OBJECTIVE ->
Pictures do not belong in the output. Reproduce exactly the lines from the start of the records through the line with "186.3A47 47 0".

____ RECORDS PROVIDED

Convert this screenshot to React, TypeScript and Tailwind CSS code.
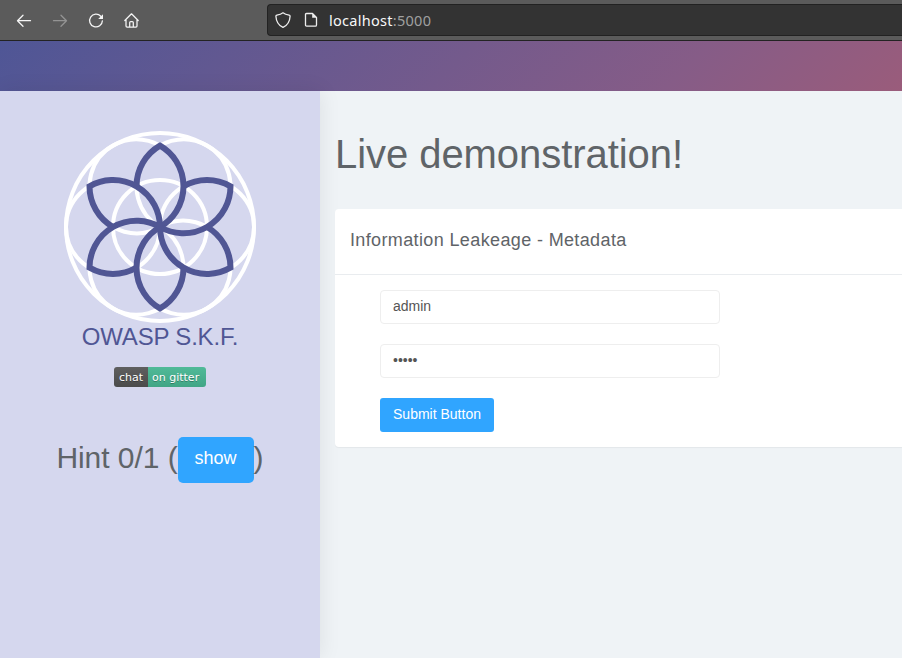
const PETAL = "M136.5 186.3A47 47 0 0 1 160 145.6A47 47 0 0 1 160 227";

function Logo() {
  const angles = [0, 60, 120, 180, 240, 300];
  return (
    <svg className="block h-48 w-48" viewBox="64 131 192 192" fill="none">
      <g stroke="#fff" strokeWidth="4">
        <circle cx="160" cy="227" r="94" />
        <circle cx="160" cy="227" r="47" />
        {angles.map((a) => (
          <circle key={a} cx="207" cy="227" r="47" transform={`rotate(${a} 160 227)`} />
        ))}
      </g>
      <g stroke="#505694" strokeWidth="6" strokeLinejoin="miter">
        {angles.map((a) => (
          <path key={a} d={PETAL} transform={`rotate(${a} 160 227)`} />
        ))}
      </g>
    </svg>
  );
}

function BrowserBar() {
  return (
    <header className="flex h-[41px] shrink-0 items-start border-b border-[#232323] bg-[#5b5b5b]">
      <div className="flex w-[267px] shrink-0 gap-5 pt-[13px] pl-4 text-[#f5f5f5]">
        <svg className="h-4 w-4" viewBox="0 0 16 16" fill="none" stroke="currentColor" strokeWidth="1.3" strokeLinecap="round" strokeLinejoin="round">
          <path d="M14.5 7.7H1.6M7 2.2L1.5 7.7L7 13.2" />
        </svg>
        <svg className="h-4 w-4 text-[#949494]" viewBox="0 0 16 16" fill="none" stroke="currentColor" strokeWidth="1.3" strokeLinecap="round" strokeLinejoin="round">
          <path d="M1.5 7.7H14.4M9 2.2L14.5 7.7L9 13.2" />
        </svg>
        <svg className="h-4 w-4" viewBox="0 0 16 16" fill="none" stroke="currentColor" strokeWidth="1.3" strokeLinecap="round">
          <path d="M12.8 3.3A6.4 6.4 0 1 0 14.4 7.8" />
          <path d="M15 1.2V6H10.2Z" fill="currentColor" stroke="none" />
        </svg>
        <svg className="h-4 w-4" viewBox="0 0 16 16" fill="none" stroke="currentColor" strokeWidth="1.25" strokeLinecap="round" strokeLinejoin="round">
          <path d="M.8 7.5L7.5 .8L14.2 7.5M2 6.5V13.1Q2 14.2 3.1 14.2H11.9Q13 14.2 13 13.1V6.5M5.7 14V9.6Q5.7 8.6 6.7 8.6H8.3Q9.3 8.6 9.3 9.6V14" />
        </svg>
      </div>
      <div className="mt-1 flex h-8 flex-1 items-center rounded-l-[4px] border border-r-0 border-[#222] bg-[#333] pl-[7px] text-[#eee]">
        <svg className="h-4 w-4" viewBox="0 0 16 16" fill="none" stroke="currentColor" strokeWidth="1.3" strokeLinejoin="round">
          <path d="M8 .8C6.4 2.1 4 2.9 1.9 3.2C1.2 3.3 .9 3.6 .9 4.2C1.2 9.3 3.4 13.3 8 15.4C12.6 13.3 14.8 9.3 15.1 4.2C15.1 3.6 14.8 3.3 14.1 3.2C12 2.9 9.6 2.1 8 .8Z" />
        </svg>
        <svg className="ml-3 h-4 w-4" viewBox="0 0 16 16" fill="none" stroke="currentColor" strokeWidth="1.3" strokeLinejoin="round">
          <path d="M3.5 1.5H9.5L13.5 5.5V13Q13.5 14.2 12.3 14.2H3.7Q2.5 14.2 2.5 13V2.6Q2.5 1.5 3.5 1.5Z" />
          <path d="M9.2 1.5V5.8H13.5Z" fill="currentColor" stroke="none" />
        </svg>
        <span className="ml-[10px] font-['Noto_Sans',sans-serif] text-[14.5px] leading-5 tracking-[0.28px] text-[#f8f8f8]">
          localhost<span className="text-[#a0a0a0]">:5000</span>
        </span>
      </div>
    </header>
  );
}

export default function App() {
  return (
    <div className="flex h-[658px] w-[902px] flex-col overflow-hidden bg-[#eff3f6] font-['Liberation_Sans',Arial,sans-serif] text-[#5f6468]">
      <BrowserBar />
      <div className="h-[50px] shrink-0 bg-[linear-gradient(135deg,#4f5696_0%,#865c87_75%,#9a5c7b_100%)]" />
      <div className="flex min-h-0 flex-1">
        <aside className="flex w-80 shrink-0 flex-col items-center bg-[#d5d7ee] pt-10 shadow-[1px_0_20px_rgba(0,0,0,0.08)]">
          <Logo />
          <div className="text-2xl leading-7 tracking-[-0.2px] text-[#505694]">OWASP S.K.F.</div>
          <div className="mt-4 flex h-5 w-[92px] overflow-hidden rounded-[3px] font-['DejaVu_Sans',sans-serif] text-[11px] leading-[21px] text-white [text-shadow:0_1px_0_rgba(1,1,1,0.3)]">
            <span className="w-[34px] bg-linear-to-b from-[#5f5f5f] to-[#4b4b4b] pl-[5px]">chat</span>
            <span className="w-[58px] bg-linear-to-b from-[#50ba98] to-[#41a585] pl-1 whitespace-nowrap">on gitter</span>
          </div>
          <div className="mt-[50px] flex h-[46px] text-[30px] leading-[42px]">
            <span className="tracking-[-0.05px] whitespace-pre">Hint 0/1 (</span>
            <button className="h-[46px] w-[76px] rounded-[5px] bg-[#30a5ff] pb-[5px] text-lg leading-6 text-white">show</button>
            <span>)</span>
          </div>
        </aside>
        <main className="min-w-0 flex-1 pt-10 pl-[15px]">
          <h1 className="text-[40px] leading-[46px] tracking-[-0.06px] whitespace-nowrap">Live demonstration!</h1>
          <section className="mt-8 h-[238px] rounded-l-[4px] bg-white shadow-[0_1px_1px_rgba(0,0,0,0.05)]">
            <h2 className="h-[66px] border-b border-[#e9ecef] pt-[18px] pl-[15px] text-lg leading-[26px] tracking-[0.37px]">Information Leakeage - Metadata</h2>
            <form className="flex flex-col items-start gap-5 pt-[15px] pl-[45px] text-sm">
              <div className="h-[34px] w-[340px] rounded-[4px] border border-[#eee] px-3 leading-[31px] text-[#555]">admin</div>
              <div className="h-[34px] w-[340px] rounded-[4px] border border-[#eee] px-3 leading-[31px] text-[#555]">•••••</div>
              <button type="button" className="h-[34px] w-[114px] rounded-[3px] bg-[#30a5ff] pb-[2px] whitespace-nowrap text-white">Submit Button</button>
            </form>
          </section>
        </main>
      </div>
    </div>
  );
}
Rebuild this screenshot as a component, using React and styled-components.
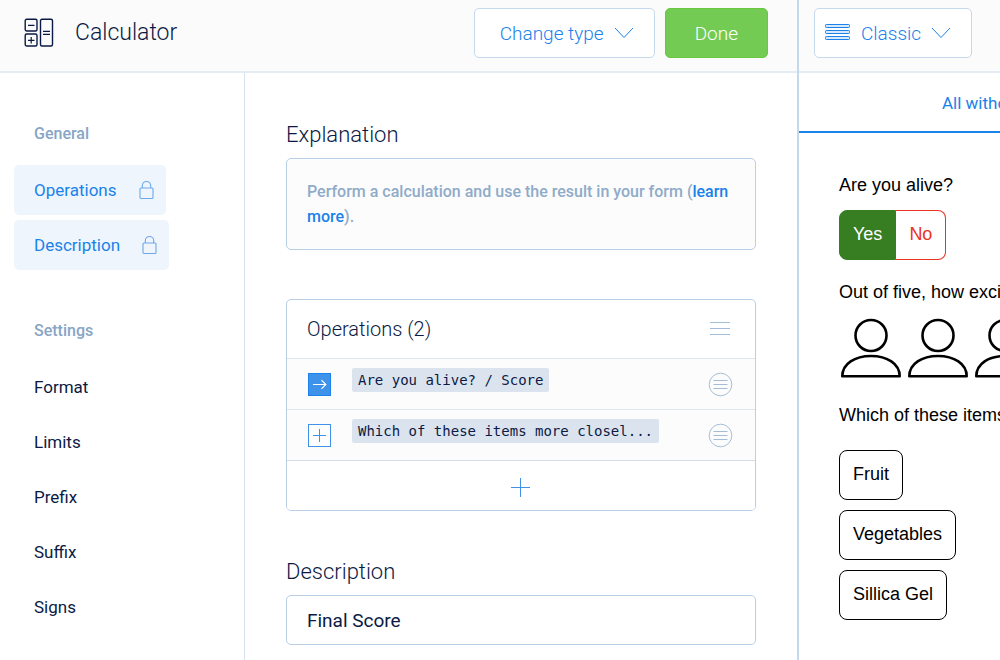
import React, { useState } from "react";
import styled, { createGlobalStyle } from "styled-components";

const GlobalStyle = createGlobalStyle`
  * {
    box-sizing: border-box;
  }

  body {
    margin: 0;
    background: #ffffff;
    color: #0b1a45;
    font-family: Roboto, "Liberation Sans", sans-serif;
    font-size: 16px;
  }

  button, input {
    font-family: inherit;
  }
`;

const SPage = styled.div`
  display: flex;
  min-height: 100vh;
  overflow: hidden;
`;

const SEditor = styled.div`
  flex: 1;
  min-width: 0;
  display: flex;
  flex-direction: column;
  border-right: 2px solid #c6d8eb;
`;

const SHeader = styled.header`
  display: flex;
  align-items: center;
  gap: 10px;
  padding: 8px 29px 13px 24px;
  background: #fbfbfb;
  border-bottom: 2px solid #e4edf5;

  &.preview {
    padding: 8px 15px 13px;
  }
`;

const SPageTitle = styled.h1`
  flex: 1;
  margin: 0 0 0 10px;
  font-weight: 300;
  font-size: 23px;
  line-height: 32px;
`;

const SButton = styled.button`
  display: flex;
  align-items: center;
  gap: 10px;
  height: 50px;
  padding: 0 ${(props) => (props.$compact ? "20px 0 10px" : "20px 0 25px")};
  border: 1px solid #c6d8eb;
  border-radius: 5px;
  background: #ffffff;
  color: #1a82ea;
  font-weight: 300;
  font-size: 19px;
  white-space: nowrap;
  cursor: pointer;

  &.done {
    padding: 0 29px;
    border-color: #68c93f;
    background: #74cb54;
    color: #ffffff;
    font-weight: 300;
  }
`;

const SBody = styled.div`
  flex: 1;
  display: flex;
`;

const SNav = styled.nav`
  width: 245px;
  flex-shrink: 0;
  padding: 36px 14px 20px;
  border-right: 1px solid #d6e2ef;
`;

const SNavTitle = styled.h2`
  height: 50px;
  margin: 0 0 6px;
  padding: 0 20px;
  color: #87a5c5;
  font-weight: 500;
  font-size: 16px;
  line-height: 50px;
`;

const SNavList = styled.ul`
  display: flex;
  flex-direction: column;
  align-items: flex-start;
  gap: 5px;
  margin: 0 0 36px;
  padding: 0;
  list-style: none;
`;

const SNavLink = styled.a`
  display: flex;
  align-items: center;
  gap: 22px;
  height: 50px;
  padding: 0 12px 1px 20px;
  border-radius: 5px;
  background: ${(props) => (props.$active ? "#eef5fd" : "transparent")};
  color: ${(props) => (props.$active ? "#1a82ea" : "#0b1a45")};
  font-size: 17px;
  text-decoration: none;
`;

const SMain = styled.main`
  flex: 1;
  min-width: 0;
  padding: 47px 41px 15px;
`;

const SHeading = styled.h2`
  margin: 0 0 8px;
  font-weight: 300;
  font-size: 22px;
  line-height: 30px;

  label {
    display: block;
  }
`;

const SNote = styled.p`
  margin: 0 0 49px;
  padding: 20px;
  border: 1px solid #b9cfe6;
  border-radius: 5px;
  background: #fcfcfc;
  color: #8fabc9;
  font-weight: 500;
  line-height: 25px;

  a {
    color: #1a82ea;
    text-decoration: none;
  }
`;

const SCard = styled.section`
  margin-bottom: 46px;
  border: 1px solid #b9cfe6;
  border-radius: 5px;
  overflow: hidden;
`;

const SCardHeader = styled.div`
  display: flex;
  align-items: center;
  justify-content: space-between;
  height: 58px;
  padding: 0 25px 0 20px;

  h2 {
    margin: 0;
    font-weight: 300;
    font-size: 20px;
  }
`;

const SIconButton = styled.button`
  display: flex;
  padding: 0;
  border: none;
  background: transparent;
  cursor: pointer;
`;

const SOperations = styled.ul`
  margin: 0;
  padding: 0;
  list-style: none;
`;

const SOperation = styled.li`
  display: flex;
  align-items: center;
  height: 51px;
  padding: 0 22px 0 20px;
  border-top: 1px solid #dbe6f1;
  background: #fcfcfc;
`;

const SToken = styled.span`
  align-self: flex-start;
  margin: 9px auto 0 20px;
  padding: 0 6px;
  border-radius: 2px;
  background: #dbe4ee;
  font-family: "DejaVu Sans Mono", "Liberation Mono", monospace;
  font-size: 14px;
  line-height: 24px;
  white-space: nowrap;
`;

const SAddButton = styled.button`
  display: flex;
  align-items: center;
  justify-content: center;
  width: 100%;
  height: 50px;
  padding: 4px 0 0;
  border: none;
  border-top: 1px solid #d0deec;
  background: #ffffff;
  cursor: pointer;
`;

const SInput = styled.input`
  width: 100%;
  height: 50px;
  padding: 0 20px;
  border: 1px solid #b9cfe6;
  border-radius: 5px;
  background: #ffffff;
  color: #0b1a45;
  font-size: 19px;
`;

const SPreview = styled.aside`
  width: 201px;
  flex-shrink: 0;
  overflow: hidden;
`;

const STabs = styled.div`
  height: 60px;
  padding-left: 143px;
  border-bottom: 2px solid #1a82ea;

  a {
    color: #1a82ea;
    font-size: 17px;
    line-height: 60px;
    text-decoration: none;
    white-space: nowrap;
  }
`;

const SForm = styled.form`
  padding: 40px 0 20px 40px;
  color: #000000;
  font-family: "Liberation Sans", Arial, sans-serif;
  font-size: 18px;
`;

const SQuestion = styled.fieldset`
  margin: 0 0 20px;
  padding: 0;
  border: none;
  white-space: nowrap;

  legend {
    padding: 0;
    line-height: 25px;
    margin-bottom: ${(props) => props.$gap || 12}px;
  }
`;

const SToggle = styled.div`
  display: flex;
`;

const SChoice = styled.button`
  height: 50px;
  padding: 0 13px 2px;
  border: 1px solid #000000;
  border-radius: 8px;
  background: #ffffff;
  color: #000000;
  font-size: 18px;
  cursor: pointer;

  &.yes {
    border-color: #377d22;
    border-radius: 8px 0 0 8px;
    background: #377d22;
    color: #ffffff;
  }

  &.no {
    border-color: #ea3323;
    border-left: none;
    border-radius: 0 8px 8px 0;
    color: #ea3323;
  }
`;

const SChoices = styled.div`
  display: flex;
  flex-direction: column;
  align-items: flex-start;
  gap: 10px;
`;

const SRating = styled.div`
  display: flex;
  gap: 3px;
  padding-bottom: 4px;
`;

const CalculatorIcon = () => (
  <svg width="31" height="30" viewBox="0 0 31 30" fill="none" stroke="#0b1a45" strokeWidth="1.4" aria-hidden="true">
    <rect x="1.2" y="1.2" width="11.8" height="11.8" rx="1.5" />
    <rect x="1.2" y="16" width="11.8" height="12" rx="1.5" />
    <rect x="16.5" y="1.2" width="12" height="26.8" rx="1.5" />
    <path d="M4 7.3h6.5M4 22.3h6.5M7.2 19v6.5M19 13.3h7M19 16.3h7" strokeWidth="1.2" />
  </svg>
);

const ChevronIcon = () => (
  <svg width="20" height="12" viewBox="0 0 20 12" fill="none" stroke="#1a82ea" aria-hidden="true">
    <path d="M1 1l9 9.5L19 1" />
  </svg>
);

const LayoutIcon = () => (
  <svg width="26" height="18" viewBox="0 0 26 18" fill="#d7e8fb" stroke="#1a82ea" aria-hidden="true">
    <rect x=".5" y=".5" width="24" height="3" rx=".8" />
    <rect x=".5" y="6.5" width="24" height="3" rx=".8" />
    <rect x=".5" y="12.5" width="24" height="3" rx=".8" />
  </svg>
);

const LockIcon = () => (
  <svg width="15" height="20" viewBox="0 0 15 20" fill="none" stroke="#6ea7ec" strokeWidth="1.1" aria-hidden="true">
    <rect x="1" y="8" width="13" height="10.5" rx="1" />
    <path d="M3.3 8V5.7a4.2 4.2 0 0 1 8.4 0V8" />
  </svg>
);

const MenuIcon = () => (
  <svg width="20" height="16" viewBox="0 0 20 16" stroke="#a3bdd8" aria-hidden="true">
    <path d="M0 1.5h20M0 7.5h20M0 13.5h20" />
  </svg>
);

const RoundMenuIcon = () => (
  <svg width="25" height="25" viewBox="0 0 25 25" fill="none" stroke="#a3bdd8" aria-hidden="true">
    <circle cx="12.5" cy="12.5" r="11.3" />
    <path d="M5.5 8.5h14M5.5 12.5h14M5.5 16.5h14" />
  </svg>
);

const EqualsToIcon = () => (
  <svg width="25" height="25" viewBox="0 0 25 25" fill="none" aria-hidden="true">
    <rect x="1.5" y="1.5" width="22" height="22" fill="#3f92ea" stroke="#1a82ea" />
    <path d="M6 12.5h12.5M14.5 8.2l4.3 4.3-4.3 4.3" stroke="#ffffff" strokeWidth="1.2" />
  </svg>
);

const PlusBoxIcon = () => (
  <svg width="25" height="25" viewBox="0 0 25 25" fill="#ffffff" stroke="#3f92ea" aria-hidden="true">
    <rect x="1.5" y="1.5" width="22" height="22" />
    <path d="M6 12.5h13M12.5 6v13" />
  </svg>
);

const PlusIcon = () => (
  <svg width="20" height="19" viewBox="0 0 20 19" stroke="#3f92ea" aria-hidden="true">
    <path d="M0 9.5h19M9.5 0v19" />
  </svg>
);

const PersonIcon = () => (
  <svg width="64" height="62" viewBox="0 0 64 62" fill="none" stroke="#000000" strokeWidth="2.6" strokeLinejoin="round" aria-hidden="true">
    <circle cx="32" cy="18.5" r="15.5" />
    <path d="M3.3 59.3h57.4C60.7 46.5 48 39 32 39S3.3 46.5 3.3 59.3z" />
  </svg>
);

const settings = ["Format", "Limits", "Prefix", "Suffix", "Signs"];
const activeSettings = ["Operations", "Description"];
const operations = [
  { icon: <EqualsToIcon />, label: "Are you alive? / Score" },
  { icon: <PlusBoxIcon />, label: "Which of these items more closel..." },
];
const items = ["Fruit", "Vegetables", "Sillica Gel"];

const Sidebar = () => (
  <SNav>
    <SNavTitle>General</SNavTitle>
    <SNavList>
      {activeSettings.map((name) => (
        <li key={name}>
          <SNavLink href={`#${name}`} $active>
            {name}
            <LockIcon />
          </SNavLink>
        </li>
      ))}
    </SNavList>
    <SNavTitle>Settings</SNavTitle>
    <SNavList>
      {settings.map((name) => (
        <li key={name}>
          <SNavLink href={`#${name}`}>{name}</SNavLink>
        </li>
      ))}
    </SNavList>
  </SNav>
);

const OperationsCard = () => (
  <SCard>
    <SCardHeader>
      <h2>Operations ({operations.length})</h2>
      <SIconButton type="button" aria-label="Operations menu">
        <MenuIcon />
      </SIconButton>
    </SCardHeader>
    <SOperations>
      {operations.map((operation) => (
        <SOperation key={operation.label}>
          <SIconButton type="button" aria-label="Operator">
            {operation.icon}
          </SIconButton>
          <SToken>{operation.label}</SToken>
          <SIconButton type="button" aria-label="Operation menu">
            <RoundMenuIcon />
          </SIconButton>
        </SOperation>
      ))}
    </SOperations>
    <SAddButton type="button" aria-label="Add operation">
      <PlusIcon />
    </SAddButton>
  </SCard>
);

const Preview = () => (
  <SPreview>
    <SHeader className="preview">
      <SButton type="button" $compact>
        <LayoutIcon />
        Classic
        <ChevronIcon />
      </SButton>
    </SHeader>
    <STabs>
      <a href="#all">All without</a>
    </STabs>
    <SForm>
      <SQuestion>
        <legend>Are you alive?</legend>
        <SToggle>
          <SChoice type="button" className="yes">Yes</SChoice>
          <SChoice type="button" className="no">No</SChoice>
        </SToggle>
      </SQuestion>
      <SQuestion>
        <legend>Out of five, how excited</legend>
        <SRating>
          {[1, 2, 3].map((score) => (
            <SIconButton key={score} type="button" aria-label={`${score} of five`}>
              <PersonIcon />
            </SIconButton>
          ))}
        </SRating>
      </SQuestion>
      <SQuestion $gap={22}>
        <legend>Which of these items</legend>
        <SChoices>
          {items.map((item) => (
            <SChoice key={item} type="button">{item}</SChoice>
          ))}
        </SChoices>
      </SQuestion>
    </SForm>
  </SPreview>
);

const App = () => {
  const [description, setDescription] = useState("Final Score");

  return (
    <SPage>
      <GlobalStyle />
      <SEditor>
        <SHeader>
          <CalculatorIcon />
          <SPageTitle>Calculator</SPageTitle>
          <SButton type="button">
            Change type
            <ChevronIcon />
          </SButton>
          <SButton type="button" className="done">Done</SButton>
        </SHeader>
        <SBody>
          <Sidebar />
          <SMain>
            <SHeading>Explanation</SHeading>
            <SNote>
              Perform a calculation and use the result in your form (<a href="#learn">learn more</a>).
            </SNote>
            <OperationsCard />
            <SHeading>
              <label htmlFor="description">Description</label>
            </SHeading>
            <SInput
              id="description"
              type="text"
              value={description}
              onChange={(e) => setDescription(e.target.value)}
            />
          </SMain>
        </SBody>
      </SEditor>
      <Preview />
    </SPage>
  );
};

export default App;
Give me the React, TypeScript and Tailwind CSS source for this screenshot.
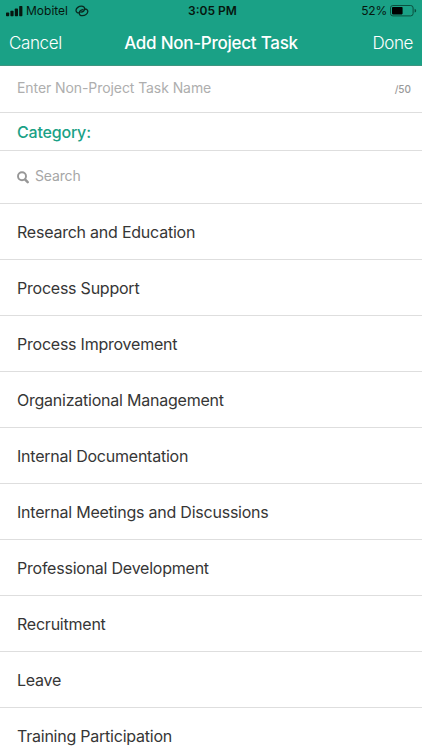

________

ANSWER FOR THIS EXERCISE ->
Convert this screenshot to React, TypeScript and Tailwind CSS code.
const PETAL = "M136.5 186.3A47 47 0 0 1 160 145.6A47 47 0 0 1 160 227";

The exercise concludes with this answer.